We used age and systolic arterial pressure as continuous variables X1 and X2, respectively. The mean and standard deviation of X1 were 70 and 8, and the skewness and kurtosis were set to combinations of 0 and 0, −0.5 and 0.5, and −1.0 and 1.0. The regression coefficient of X1 was 0.05 under a linear relationship. The mean and standard deviation of X2 were 160 and 25, and the skewness and kurtosis were set to combinations of 0 and 0, 0.4 and 0.3, and 0.8 and 0.6. The regression coefficient of X2 was set to 0.02 as a linear relationship. The correlation between the variables was set to 0, 0.3, and 0.6. The binary variable D1 denotes smoking or non-smoking. The proportion of non-smokers and smokers was 0.5 and 0.5, and the regression coefficient was 0.83. The sample size was set to 300 and 500. We executed the logistic model for X1, X2, and D1. The results are shown in Table 4.

Table 3. Sample run 1: estimated power of the Wald test in two-segment logistic regression model with an event proportion of 0.2.

(a)S, skewness; K, kurtosis. (b)S, skewness; K, kurtosis.

Table 4. (a) Sample run 2: estimated power of the Wald test for left- and right-skewed distributions with an event proportion of 0.2 and N = 300; (b) Sample run 2: estimated power of the Wald test for left- and right-skewed distributions with an event proportion of 0.2 and N = 500.

The mean, standard deviation, skewness, and kurtosis in the generated variables were almost equal to those of their input parameters. An increase in sample size leads to higher power, whereas a higher correlation produces a lower power. Our results clearly illustrate that the power will differ depending on the shape of the distribution. Negatively skewed distributions exhibit low power, whereas a positive skew results in high power. There is an inverse relationship between the logit outcome and the covariates. For example, when the skewness of X1 was changed from −0.5 to −1.0, the power decreased from 0.75 to 0.73. When the skewness of X2 was changed from 0.4 to 0.8, the power increased from 0.81 to 0.84 or 0.88 for a sample size of 300 and correlation of 0.0.
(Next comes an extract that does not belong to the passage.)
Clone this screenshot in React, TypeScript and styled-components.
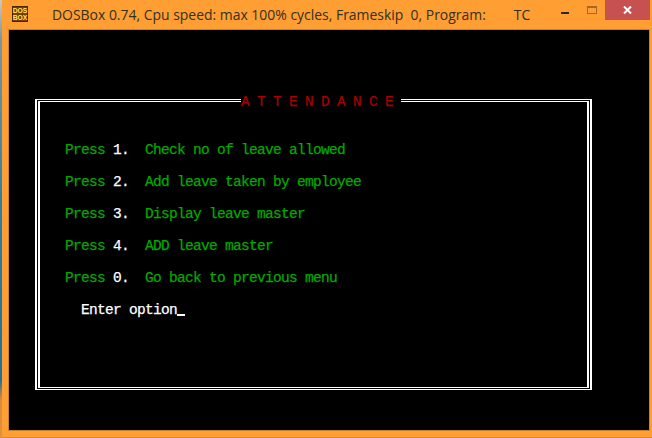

4.3. Sample Run 3: Epidemiological Studies

It is important to establish that the results observed in the above simulations hold for real data. For this purpose, we used data from a study of the influence of smoking on 90-day outcomes after acute atherothrombotic stroke in 292 Japanese men [14] . In this study, body temperature, age, NIHSS score at admission, systolic blood pressure, and smoking status were included in the logistic model. Detailed input parameter information is given in Table 5(a), and the estimated results are listed in Table 5(b). The event proportion of this real study was 0.2. We obtained an event proportion of 0.206 in the generated dataset by setting an input value of 0.15 for the event proportion. The estimated coefficients were similar to the results of the epidemiological study. Real data analysis showed that all factors, i.e. body temperature, age, NIHSS score at admission, systolic blood pressure, and smoking status, were significantly associated with the outcome (p < 0.05), and our results also exhibited high power (minimum to maximum of 0.686 to 1.000).

(a) (b)

Table 5. (a) Assigned input parameters for sample run 3; (b) Sample run 3: estimated power of the Wald test for an epidemiological study with a sample size of 292.

Event proportion = 0.206.

5. Conclusions and Discussion

Estimating the sample size or inference of statistical power is critical. If the sample size is too low, the experiment will lack the precision needed to provide reliable answers to the questions it is investigating. If the sample size is too large, time and resources will be wasted, often for minimal gain [17] . In this study, we developed a Monte-Carlo simulation program that estimates the powers of covariates in the binary logistic regression model. Users can evaluate the relationship between sample size and covariates, in observational and power randomized studies. In this situation, our simulation results clearly indicated the relationship between statistical power and covariate distribution shape, as shown by the data in Table 4. Right- and left-skewed distributions exhibit different powers. This phenomenon has clarified that the shape of a distribution affects its statistical power [18] [19] . The advantage of using a theoretical equation to estimate the power is that it is quick and easy to implement using existing software. For this reason, power equations are used to inform most studies. However, in practical analysis, we must often compute the power with a relatively complex distribution.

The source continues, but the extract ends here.